■ To do: Report all lines holding "Tailwind".

■ Records for the task:
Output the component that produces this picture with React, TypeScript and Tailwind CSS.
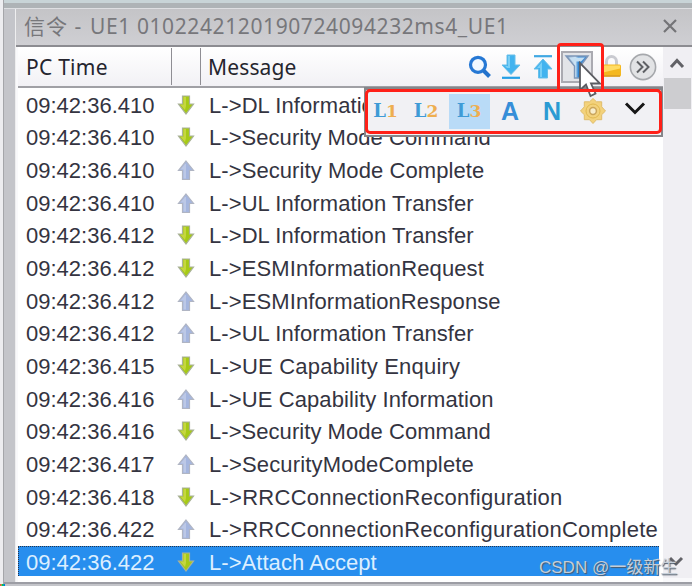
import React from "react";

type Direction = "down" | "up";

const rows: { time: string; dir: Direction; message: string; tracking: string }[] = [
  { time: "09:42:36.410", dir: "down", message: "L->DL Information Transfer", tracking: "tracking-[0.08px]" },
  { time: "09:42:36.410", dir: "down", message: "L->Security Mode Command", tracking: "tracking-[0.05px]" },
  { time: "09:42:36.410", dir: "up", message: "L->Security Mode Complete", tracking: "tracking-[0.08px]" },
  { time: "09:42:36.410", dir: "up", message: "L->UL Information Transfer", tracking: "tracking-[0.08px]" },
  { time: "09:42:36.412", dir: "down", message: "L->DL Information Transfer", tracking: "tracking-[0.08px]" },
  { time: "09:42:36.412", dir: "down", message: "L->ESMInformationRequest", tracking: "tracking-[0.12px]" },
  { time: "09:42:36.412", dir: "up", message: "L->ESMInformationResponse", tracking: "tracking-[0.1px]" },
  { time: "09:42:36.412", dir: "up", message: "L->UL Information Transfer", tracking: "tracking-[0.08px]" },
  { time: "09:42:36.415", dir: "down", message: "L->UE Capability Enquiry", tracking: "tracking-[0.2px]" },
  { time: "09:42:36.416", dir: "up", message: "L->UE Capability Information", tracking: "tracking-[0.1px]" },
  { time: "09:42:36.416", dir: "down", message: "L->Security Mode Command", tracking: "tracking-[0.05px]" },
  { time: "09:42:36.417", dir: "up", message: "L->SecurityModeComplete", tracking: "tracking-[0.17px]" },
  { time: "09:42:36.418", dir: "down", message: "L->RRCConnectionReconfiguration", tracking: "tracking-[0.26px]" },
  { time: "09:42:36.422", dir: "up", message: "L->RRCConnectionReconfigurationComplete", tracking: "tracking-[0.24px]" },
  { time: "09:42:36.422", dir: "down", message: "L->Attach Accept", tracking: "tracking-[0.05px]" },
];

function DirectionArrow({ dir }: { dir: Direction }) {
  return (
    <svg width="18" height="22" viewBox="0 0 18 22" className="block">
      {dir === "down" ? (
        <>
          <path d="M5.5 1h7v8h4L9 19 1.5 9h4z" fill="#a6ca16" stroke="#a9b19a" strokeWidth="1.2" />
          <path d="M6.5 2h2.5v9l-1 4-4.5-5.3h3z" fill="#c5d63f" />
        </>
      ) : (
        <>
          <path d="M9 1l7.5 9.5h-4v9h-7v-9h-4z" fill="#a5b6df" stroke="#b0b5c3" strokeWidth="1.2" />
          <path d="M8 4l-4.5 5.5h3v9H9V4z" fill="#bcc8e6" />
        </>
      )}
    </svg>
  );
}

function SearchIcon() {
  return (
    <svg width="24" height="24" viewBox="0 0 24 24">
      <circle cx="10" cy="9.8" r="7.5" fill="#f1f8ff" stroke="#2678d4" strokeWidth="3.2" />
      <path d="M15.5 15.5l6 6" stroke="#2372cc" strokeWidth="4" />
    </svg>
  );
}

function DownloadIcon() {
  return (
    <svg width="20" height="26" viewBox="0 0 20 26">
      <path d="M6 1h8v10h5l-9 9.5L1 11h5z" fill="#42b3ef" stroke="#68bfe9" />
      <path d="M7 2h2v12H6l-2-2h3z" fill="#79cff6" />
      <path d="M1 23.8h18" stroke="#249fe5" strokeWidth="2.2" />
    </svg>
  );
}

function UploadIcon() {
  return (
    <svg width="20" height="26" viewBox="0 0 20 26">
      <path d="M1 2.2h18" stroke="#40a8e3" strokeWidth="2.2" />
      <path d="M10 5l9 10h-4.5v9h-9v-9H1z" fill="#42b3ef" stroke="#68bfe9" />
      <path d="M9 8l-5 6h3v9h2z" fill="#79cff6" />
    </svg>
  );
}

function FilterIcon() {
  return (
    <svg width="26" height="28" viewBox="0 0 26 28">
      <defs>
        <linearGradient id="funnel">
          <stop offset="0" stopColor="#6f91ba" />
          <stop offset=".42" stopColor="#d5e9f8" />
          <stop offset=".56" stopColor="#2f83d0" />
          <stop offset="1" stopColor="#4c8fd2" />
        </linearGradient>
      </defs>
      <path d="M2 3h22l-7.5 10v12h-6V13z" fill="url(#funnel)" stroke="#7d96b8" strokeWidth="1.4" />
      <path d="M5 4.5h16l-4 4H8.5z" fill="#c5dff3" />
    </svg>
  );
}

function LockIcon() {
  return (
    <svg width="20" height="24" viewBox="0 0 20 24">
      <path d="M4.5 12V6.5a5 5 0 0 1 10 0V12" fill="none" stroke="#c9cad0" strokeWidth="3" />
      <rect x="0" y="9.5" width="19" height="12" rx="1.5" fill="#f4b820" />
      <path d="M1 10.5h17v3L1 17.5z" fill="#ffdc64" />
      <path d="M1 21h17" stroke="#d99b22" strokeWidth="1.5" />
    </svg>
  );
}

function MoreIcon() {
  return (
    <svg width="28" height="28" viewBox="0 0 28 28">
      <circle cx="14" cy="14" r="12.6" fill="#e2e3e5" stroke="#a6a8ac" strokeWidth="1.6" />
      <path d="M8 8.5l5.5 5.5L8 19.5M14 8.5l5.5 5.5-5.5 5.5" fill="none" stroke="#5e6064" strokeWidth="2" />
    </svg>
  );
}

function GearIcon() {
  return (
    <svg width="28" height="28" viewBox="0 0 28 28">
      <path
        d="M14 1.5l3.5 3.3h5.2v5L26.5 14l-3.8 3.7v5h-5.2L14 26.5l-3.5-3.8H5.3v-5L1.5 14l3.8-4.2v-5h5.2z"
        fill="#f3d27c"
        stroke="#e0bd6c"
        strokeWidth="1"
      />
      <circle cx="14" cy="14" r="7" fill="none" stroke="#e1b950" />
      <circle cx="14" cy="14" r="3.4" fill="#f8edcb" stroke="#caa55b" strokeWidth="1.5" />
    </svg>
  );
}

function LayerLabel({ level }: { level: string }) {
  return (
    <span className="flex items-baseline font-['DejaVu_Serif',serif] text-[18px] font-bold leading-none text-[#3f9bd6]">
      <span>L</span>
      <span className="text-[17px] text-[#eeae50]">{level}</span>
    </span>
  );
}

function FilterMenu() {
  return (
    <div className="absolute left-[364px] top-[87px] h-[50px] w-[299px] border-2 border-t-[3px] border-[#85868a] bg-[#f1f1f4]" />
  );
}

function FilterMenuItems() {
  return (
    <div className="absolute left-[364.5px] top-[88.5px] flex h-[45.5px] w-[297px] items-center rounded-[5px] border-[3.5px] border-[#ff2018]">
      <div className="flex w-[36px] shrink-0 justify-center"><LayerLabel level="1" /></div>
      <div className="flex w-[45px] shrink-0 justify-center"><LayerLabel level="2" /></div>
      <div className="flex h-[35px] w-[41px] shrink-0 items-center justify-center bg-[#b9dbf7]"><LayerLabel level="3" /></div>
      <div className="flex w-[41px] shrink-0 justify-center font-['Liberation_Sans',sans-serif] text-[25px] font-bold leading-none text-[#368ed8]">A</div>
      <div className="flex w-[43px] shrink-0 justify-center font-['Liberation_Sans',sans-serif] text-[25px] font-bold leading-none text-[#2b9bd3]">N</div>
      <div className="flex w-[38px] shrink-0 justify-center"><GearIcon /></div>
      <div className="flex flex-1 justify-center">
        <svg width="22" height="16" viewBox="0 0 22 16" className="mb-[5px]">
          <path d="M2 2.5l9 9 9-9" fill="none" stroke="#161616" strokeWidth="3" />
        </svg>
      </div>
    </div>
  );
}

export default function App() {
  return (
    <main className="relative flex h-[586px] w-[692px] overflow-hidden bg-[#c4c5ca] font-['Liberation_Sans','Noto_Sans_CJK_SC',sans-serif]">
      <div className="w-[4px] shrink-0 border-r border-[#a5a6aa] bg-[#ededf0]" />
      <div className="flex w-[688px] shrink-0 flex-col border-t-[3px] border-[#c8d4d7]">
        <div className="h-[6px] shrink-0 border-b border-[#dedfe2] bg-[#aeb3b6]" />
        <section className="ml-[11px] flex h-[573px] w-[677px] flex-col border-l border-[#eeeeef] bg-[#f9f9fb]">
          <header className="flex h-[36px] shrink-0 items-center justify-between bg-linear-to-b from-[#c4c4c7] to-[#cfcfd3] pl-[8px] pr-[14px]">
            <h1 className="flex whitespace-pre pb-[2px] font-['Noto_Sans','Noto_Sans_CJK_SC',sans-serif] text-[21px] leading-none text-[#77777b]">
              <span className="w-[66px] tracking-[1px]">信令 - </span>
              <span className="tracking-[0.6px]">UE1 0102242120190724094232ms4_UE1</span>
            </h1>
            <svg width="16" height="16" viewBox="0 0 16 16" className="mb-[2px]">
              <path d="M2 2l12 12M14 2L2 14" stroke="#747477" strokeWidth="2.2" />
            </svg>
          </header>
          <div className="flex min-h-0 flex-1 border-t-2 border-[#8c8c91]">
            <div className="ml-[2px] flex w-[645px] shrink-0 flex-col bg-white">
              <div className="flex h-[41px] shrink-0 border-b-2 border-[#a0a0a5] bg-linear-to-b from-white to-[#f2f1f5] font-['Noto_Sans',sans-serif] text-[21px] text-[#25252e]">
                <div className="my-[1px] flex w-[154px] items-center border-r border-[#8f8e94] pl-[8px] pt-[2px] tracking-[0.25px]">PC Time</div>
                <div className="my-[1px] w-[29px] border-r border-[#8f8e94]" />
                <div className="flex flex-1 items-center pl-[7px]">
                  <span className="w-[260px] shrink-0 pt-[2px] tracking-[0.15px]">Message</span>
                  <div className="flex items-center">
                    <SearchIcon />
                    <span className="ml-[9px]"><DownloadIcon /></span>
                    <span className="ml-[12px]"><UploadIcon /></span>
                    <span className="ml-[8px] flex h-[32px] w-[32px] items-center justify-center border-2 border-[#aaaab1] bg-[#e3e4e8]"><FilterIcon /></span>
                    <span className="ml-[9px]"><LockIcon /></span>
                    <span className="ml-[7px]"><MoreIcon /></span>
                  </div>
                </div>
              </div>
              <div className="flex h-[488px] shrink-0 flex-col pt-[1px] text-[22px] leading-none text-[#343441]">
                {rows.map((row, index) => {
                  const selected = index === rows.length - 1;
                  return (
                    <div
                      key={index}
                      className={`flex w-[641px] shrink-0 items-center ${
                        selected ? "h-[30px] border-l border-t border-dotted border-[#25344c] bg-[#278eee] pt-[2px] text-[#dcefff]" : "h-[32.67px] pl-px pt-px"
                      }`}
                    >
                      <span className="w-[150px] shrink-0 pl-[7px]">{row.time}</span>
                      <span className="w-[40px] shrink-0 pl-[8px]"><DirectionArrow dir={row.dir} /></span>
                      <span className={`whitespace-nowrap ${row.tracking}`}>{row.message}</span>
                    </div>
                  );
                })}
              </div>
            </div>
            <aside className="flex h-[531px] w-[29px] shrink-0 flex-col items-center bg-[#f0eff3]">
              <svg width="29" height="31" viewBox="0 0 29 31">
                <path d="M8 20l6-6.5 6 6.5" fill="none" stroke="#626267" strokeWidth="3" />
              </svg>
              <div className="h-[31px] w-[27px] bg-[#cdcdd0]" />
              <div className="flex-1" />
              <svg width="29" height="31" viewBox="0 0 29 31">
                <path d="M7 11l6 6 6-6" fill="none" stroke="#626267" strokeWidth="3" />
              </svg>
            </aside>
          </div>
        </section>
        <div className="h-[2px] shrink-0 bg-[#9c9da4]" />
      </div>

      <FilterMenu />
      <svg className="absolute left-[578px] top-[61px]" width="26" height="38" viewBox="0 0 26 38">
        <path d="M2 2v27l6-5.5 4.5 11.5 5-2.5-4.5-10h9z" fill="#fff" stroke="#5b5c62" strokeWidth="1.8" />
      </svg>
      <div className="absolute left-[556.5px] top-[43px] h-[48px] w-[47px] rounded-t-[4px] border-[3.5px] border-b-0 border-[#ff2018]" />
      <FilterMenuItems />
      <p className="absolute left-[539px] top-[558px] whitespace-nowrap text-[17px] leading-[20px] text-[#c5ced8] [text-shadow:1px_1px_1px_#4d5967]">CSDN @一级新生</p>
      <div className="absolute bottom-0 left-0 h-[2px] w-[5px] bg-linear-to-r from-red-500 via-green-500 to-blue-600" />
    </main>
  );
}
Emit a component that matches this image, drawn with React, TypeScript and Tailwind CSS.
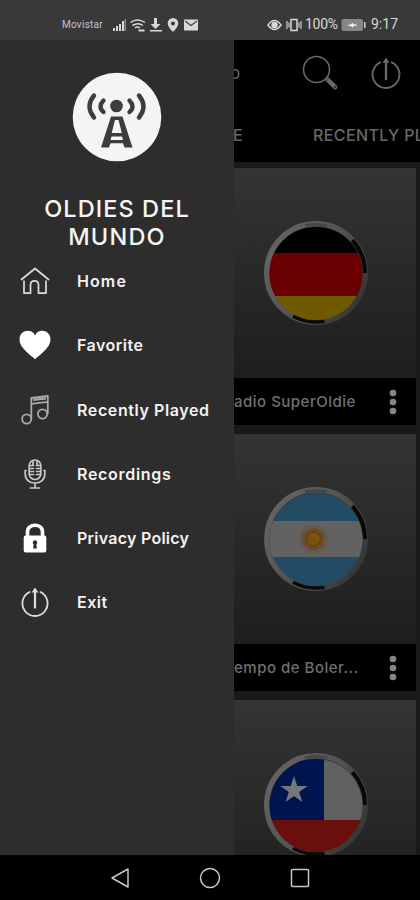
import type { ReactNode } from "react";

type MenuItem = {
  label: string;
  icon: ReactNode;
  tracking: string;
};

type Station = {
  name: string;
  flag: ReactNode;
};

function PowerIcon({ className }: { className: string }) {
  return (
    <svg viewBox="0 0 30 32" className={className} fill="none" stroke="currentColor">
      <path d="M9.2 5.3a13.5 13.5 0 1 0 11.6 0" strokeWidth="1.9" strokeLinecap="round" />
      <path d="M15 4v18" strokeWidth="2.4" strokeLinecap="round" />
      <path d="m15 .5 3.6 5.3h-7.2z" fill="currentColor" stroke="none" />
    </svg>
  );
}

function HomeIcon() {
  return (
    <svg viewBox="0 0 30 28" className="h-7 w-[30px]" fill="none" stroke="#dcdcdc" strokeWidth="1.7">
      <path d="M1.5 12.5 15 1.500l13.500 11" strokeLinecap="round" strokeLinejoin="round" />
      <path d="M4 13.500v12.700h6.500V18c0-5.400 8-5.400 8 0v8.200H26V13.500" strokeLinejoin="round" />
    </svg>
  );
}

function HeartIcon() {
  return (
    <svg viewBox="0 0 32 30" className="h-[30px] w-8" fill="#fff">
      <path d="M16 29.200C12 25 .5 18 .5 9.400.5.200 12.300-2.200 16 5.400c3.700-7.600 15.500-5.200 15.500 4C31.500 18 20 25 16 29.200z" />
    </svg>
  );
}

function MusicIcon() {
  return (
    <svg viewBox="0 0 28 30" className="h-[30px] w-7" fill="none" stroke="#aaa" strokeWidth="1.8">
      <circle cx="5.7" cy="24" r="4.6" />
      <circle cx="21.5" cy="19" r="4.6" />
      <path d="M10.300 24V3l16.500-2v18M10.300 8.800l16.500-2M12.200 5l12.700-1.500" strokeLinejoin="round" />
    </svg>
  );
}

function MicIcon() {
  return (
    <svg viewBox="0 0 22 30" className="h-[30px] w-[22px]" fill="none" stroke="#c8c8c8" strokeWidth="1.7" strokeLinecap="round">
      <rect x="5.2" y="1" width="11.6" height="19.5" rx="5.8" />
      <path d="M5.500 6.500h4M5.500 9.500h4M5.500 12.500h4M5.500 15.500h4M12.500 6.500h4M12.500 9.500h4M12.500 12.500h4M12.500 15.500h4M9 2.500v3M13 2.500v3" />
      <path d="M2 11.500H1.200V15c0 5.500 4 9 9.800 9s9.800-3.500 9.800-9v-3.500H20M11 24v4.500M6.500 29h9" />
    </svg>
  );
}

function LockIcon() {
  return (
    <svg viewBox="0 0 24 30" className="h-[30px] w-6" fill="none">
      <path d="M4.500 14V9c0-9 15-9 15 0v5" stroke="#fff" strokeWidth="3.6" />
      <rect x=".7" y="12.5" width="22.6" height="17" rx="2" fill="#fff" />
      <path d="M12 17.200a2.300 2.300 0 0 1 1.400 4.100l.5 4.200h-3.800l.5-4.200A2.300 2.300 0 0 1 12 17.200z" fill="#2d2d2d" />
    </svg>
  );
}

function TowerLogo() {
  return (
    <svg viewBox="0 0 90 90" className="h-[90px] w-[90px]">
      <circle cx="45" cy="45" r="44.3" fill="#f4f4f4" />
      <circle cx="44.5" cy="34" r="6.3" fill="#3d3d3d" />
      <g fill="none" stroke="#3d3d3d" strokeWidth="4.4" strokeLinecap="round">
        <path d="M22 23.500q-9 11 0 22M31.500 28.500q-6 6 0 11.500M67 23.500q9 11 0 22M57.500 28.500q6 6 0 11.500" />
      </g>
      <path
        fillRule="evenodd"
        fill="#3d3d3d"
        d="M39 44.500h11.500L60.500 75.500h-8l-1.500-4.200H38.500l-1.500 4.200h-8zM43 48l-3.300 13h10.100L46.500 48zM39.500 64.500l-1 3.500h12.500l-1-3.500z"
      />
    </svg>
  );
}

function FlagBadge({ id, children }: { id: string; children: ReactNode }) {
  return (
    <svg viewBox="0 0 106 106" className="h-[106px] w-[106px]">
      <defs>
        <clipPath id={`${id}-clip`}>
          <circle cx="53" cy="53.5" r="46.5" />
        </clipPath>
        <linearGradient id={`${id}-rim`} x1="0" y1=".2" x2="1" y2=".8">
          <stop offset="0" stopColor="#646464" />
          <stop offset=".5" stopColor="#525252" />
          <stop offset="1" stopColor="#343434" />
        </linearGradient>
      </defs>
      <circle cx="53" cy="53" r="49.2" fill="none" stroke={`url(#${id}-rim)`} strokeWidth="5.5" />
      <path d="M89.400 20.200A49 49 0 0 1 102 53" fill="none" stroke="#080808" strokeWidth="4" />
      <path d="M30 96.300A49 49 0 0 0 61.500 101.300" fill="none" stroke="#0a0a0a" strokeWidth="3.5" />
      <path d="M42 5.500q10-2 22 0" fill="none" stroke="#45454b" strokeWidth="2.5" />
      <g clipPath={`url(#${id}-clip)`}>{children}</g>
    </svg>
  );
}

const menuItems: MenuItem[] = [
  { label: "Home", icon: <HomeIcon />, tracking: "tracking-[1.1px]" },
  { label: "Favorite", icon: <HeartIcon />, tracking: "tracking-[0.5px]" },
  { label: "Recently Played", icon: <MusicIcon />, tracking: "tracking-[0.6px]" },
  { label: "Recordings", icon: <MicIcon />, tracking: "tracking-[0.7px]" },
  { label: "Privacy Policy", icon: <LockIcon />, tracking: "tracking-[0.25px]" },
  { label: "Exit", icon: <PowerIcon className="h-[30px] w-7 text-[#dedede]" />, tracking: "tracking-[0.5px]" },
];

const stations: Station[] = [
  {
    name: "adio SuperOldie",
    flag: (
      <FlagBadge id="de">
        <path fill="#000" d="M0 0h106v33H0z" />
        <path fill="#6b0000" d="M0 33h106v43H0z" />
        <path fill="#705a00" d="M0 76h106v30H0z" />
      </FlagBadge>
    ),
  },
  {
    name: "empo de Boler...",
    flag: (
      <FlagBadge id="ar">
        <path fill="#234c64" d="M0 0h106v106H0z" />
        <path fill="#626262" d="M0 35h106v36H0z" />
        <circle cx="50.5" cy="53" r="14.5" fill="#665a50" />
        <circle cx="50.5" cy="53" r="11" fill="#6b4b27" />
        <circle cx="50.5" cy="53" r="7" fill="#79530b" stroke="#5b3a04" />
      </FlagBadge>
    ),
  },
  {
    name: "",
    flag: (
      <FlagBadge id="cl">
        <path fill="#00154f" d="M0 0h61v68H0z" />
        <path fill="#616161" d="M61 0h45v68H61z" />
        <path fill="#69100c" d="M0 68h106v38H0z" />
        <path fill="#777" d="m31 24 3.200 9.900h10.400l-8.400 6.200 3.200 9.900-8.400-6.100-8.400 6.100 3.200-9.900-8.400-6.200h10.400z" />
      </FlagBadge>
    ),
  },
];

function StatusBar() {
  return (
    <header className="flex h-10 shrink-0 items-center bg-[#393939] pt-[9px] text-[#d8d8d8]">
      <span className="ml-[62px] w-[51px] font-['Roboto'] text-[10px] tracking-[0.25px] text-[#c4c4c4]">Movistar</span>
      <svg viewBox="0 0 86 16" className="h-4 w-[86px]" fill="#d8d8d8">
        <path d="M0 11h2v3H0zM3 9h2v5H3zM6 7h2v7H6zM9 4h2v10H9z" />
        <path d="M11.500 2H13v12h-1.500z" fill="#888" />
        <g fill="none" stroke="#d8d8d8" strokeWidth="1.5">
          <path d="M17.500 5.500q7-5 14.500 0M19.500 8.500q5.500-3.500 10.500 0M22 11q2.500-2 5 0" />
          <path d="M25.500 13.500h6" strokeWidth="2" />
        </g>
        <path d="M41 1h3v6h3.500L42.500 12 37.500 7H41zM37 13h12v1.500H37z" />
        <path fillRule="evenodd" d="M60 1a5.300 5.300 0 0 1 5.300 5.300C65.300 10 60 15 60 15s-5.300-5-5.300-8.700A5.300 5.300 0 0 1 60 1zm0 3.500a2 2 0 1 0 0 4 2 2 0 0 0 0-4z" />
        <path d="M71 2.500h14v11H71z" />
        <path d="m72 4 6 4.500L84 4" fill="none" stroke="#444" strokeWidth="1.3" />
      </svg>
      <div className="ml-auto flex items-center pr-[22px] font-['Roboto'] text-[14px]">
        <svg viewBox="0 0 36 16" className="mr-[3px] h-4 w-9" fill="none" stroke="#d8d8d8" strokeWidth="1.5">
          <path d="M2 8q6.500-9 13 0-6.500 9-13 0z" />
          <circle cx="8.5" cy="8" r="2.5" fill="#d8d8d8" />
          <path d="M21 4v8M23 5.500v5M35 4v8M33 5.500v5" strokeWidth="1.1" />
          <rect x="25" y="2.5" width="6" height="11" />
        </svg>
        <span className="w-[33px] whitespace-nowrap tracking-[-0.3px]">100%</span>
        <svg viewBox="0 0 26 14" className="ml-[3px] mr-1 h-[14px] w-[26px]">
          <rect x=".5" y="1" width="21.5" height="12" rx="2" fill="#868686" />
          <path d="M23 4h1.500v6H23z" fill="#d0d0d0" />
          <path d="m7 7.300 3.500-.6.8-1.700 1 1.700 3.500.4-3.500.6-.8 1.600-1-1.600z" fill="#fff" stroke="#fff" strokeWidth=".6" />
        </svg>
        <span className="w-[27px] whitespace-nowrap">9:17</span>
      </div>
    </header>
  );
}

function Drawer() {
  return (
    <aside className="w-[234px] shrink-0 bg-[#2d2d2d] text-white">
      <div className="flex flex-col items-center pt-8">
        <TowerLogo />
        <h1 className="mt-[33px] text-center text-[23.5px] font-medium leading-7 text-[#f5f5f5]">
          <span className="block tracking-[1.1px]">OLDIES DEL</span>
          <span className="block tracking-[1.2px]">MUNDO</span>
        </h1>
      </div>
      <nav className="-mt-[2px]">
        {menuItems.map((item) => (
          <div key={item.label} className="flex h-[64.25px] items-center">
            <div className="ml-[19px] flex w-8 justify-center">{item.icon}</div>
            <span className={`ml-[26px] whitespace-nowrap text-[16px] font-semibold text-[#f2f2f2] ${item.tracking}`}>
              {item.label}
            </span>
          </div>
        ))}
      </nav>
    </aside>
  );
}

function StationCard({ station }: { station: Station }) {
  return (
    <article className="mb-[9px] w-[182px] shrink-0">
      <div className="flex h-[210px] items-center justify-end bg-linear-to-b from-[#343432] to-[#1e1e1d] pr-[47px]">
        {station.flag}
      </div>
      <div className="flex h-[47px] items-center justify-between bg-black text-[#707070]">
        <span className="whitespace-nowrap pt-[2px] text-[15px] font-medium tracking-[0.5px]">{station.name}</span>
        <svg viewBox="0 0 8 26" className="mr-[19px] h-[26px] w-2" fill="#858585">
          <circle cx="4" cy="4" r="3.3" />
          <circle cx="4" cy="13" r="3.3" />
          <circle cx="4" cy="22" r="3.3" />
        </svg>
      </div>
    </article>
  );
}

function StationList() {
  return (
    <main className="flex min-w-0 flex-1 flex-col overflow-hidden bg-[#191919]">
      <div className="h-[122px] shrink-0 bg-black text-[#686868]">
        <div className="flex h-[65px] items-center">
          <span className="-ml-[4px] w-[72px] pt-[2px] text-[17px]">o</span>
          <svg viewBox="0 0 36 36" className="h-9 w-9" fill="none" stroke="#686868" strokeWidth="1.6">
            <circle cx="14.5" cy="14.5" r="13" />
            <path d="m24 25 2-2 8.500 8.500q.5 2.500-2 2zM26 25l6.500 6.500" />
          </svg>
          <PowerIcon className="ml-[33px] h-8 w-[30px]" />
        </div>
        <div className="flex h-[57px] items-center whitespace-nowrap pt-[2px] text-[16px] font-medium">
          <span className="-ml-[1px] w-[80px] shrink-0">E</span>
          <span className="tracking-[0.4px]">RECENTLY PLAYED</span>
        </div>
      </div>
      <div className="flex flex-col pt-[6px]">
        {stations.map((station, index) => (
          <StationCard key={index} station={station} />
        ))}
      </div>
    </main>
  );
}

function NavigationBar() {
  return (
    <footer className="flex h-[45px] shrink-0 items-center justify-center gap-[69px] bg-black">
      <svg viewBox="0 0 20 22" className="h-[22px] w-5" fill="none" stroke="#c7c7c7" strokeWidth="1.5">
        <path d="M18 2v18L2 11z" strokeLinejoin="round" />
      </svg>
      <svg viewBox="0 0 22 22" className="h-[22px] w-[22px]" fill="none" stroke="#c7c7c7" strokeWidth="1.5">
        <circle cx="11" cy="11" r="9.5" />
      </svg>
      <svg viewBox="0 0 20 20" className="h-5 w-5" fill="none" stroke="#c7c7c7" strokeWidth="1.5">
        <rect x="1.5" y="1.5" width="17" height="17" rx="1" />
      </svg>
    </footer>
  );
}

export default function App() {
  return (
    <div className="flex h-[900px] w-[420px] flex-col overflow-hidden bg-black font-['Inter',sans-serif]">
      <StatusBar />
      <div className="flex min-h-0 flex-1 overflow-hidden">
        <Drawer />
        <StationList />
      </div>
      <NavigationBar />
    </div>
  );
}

■ Result for this task:
Output the component that produces this picture with React, TypeScript and Tailwind CSS.
Emit a component that matches this image, drawn with React, TypeScript and Tailwind CSS.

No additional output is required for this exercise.